• [Information shown]:
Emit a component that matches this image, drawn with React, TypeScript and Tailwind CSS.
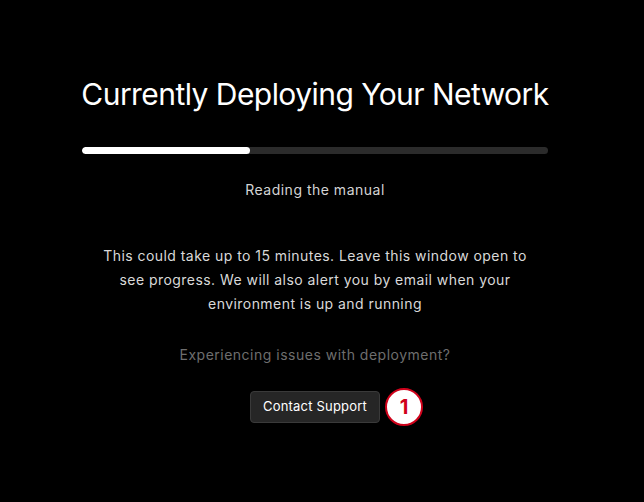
import React from "react";

export default function App() {
  return (
    <div className="w-[644px] h-[502px] bg-black overflow-hidden" style={{ fontFamily: "Inter, 'Noto Sans', sans-serif" }}>
      <div className="ml-[82px] w-[466px] pt-[76px] flex flex-col items-center">
        <h1 className="text-[30px] leading-[36px] text-white font-normal tracking-[-0.55px] whitespace-nowrap">Currently Deploying Your Network</h1>
        <div className="mt-[35px] w-full h-[7px] rounded-full bg-[#2b2b2b] overflow-hidden">
          <div className="h-full bg-white rounded-full" style={{ width: "36%" }} />
        </div>
        <p className="mt-[26px] text-[14px] leading-[20px] tracking-[0.5px] text-[#d4d4d4]">Reading the manual</p>
        <p className="mt-[44px] text-center text-[14px] leading-[24px] tracking-[0.45px] text-[#d9d9d9] whitespace-nowrap">
          This could take up to 15 minutes. Leave this window open to
          <br />
          see progress. We will also alert you by email when your
          <br />
          environment is up and running
        </p>
        <p className="mt-[29px] text-[14px] leading-[20px] tracking-[0.5px] text-[#6e6e6e]">Experiencing issues with deployment?</p>
        <div className="mt-[26px] relative">
          <button className="h-[32px] px-[12px] rounded-[4px] bg-[#262626] border border-[#3a3a3a] text-white text-[13px] tracking-[0.2px]">Contact Support</button>
          <div className="absolute left-[135px] top-[-3px] w-[38px] h-[38px] rounded-full bg-white border-[2px] border-[#d0021b] flex items-center justify-center text-[#d0021b] text-[20px] font-bold">1</div>
        </div>
      </div>
    </div>
  );
}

• [Short task]:
Give the material again exactly as it is, but keep the pictures out.

• [Full response]:
Emit a component that matches this image, drawn with React, TypeScript and Tailwind CSS.
import React from "react";

export default function App() {
  return (
    <div className="w-[644px] h-[502px] bg-black overflow-hidden" style={{ fontFamily: "Inter, 'Noto Sans', sans-serif" }}>
      <div className="ml-[82px] w-[466px] pt-[76px] flex flex-col items-center">
        <h1 className="text-[30px] leading-[36px] text-white font-normal tracking-[-0.55px] whitespace-nowrap">Currently Deploying Your Network</h1>
        <div className="mt-[35px] w-full h-[7px] rounded-full bg-[#2b2b2b] overflow-hidden">
          <div className="h-full bg-white rounded-full" style={{ width: "36%" }} />
        </div>
        <p className="mt-[26px] text-[14px] leading-[20px] tracking-[0.5px] text-[#d4d4d4]">Reading the manual</p>
        <p className="mt-[44px] text-center text-[14px] leading-[24px] tracking-[0.45px] text-[#d9d9d9] whitespace-nowrap">
          This could take up to 15 minutes. Leave this window open to
          <br />
          see progress. We will also alert you by email when your
          <br />
          environment is up and running
        </p>
        <p className="mt-[29px] text-[14px] leading-[20px] tracking-[0.5px] text-[#6e6e6e]">Experiencing issues with deployment?</p>
        <div className="mt-[26px] relative">
          <button className="h-[32px] px-[12px] rounded-[4px] bg-[#262626] border border-[#3a3a3a] text-white text-[13px] tracking-[0.2px]">Contact Support</button>
          <div className="absolute left-[135px] top-[-3px] w-[38px] h-[38px] rounded-full bg-white border-[2px] border-[#d0021b] flex items-center justify-center text-[#d0021b] text-[20px] font-bold">1</div>
        </div>
      </div>
    </div>
  );
}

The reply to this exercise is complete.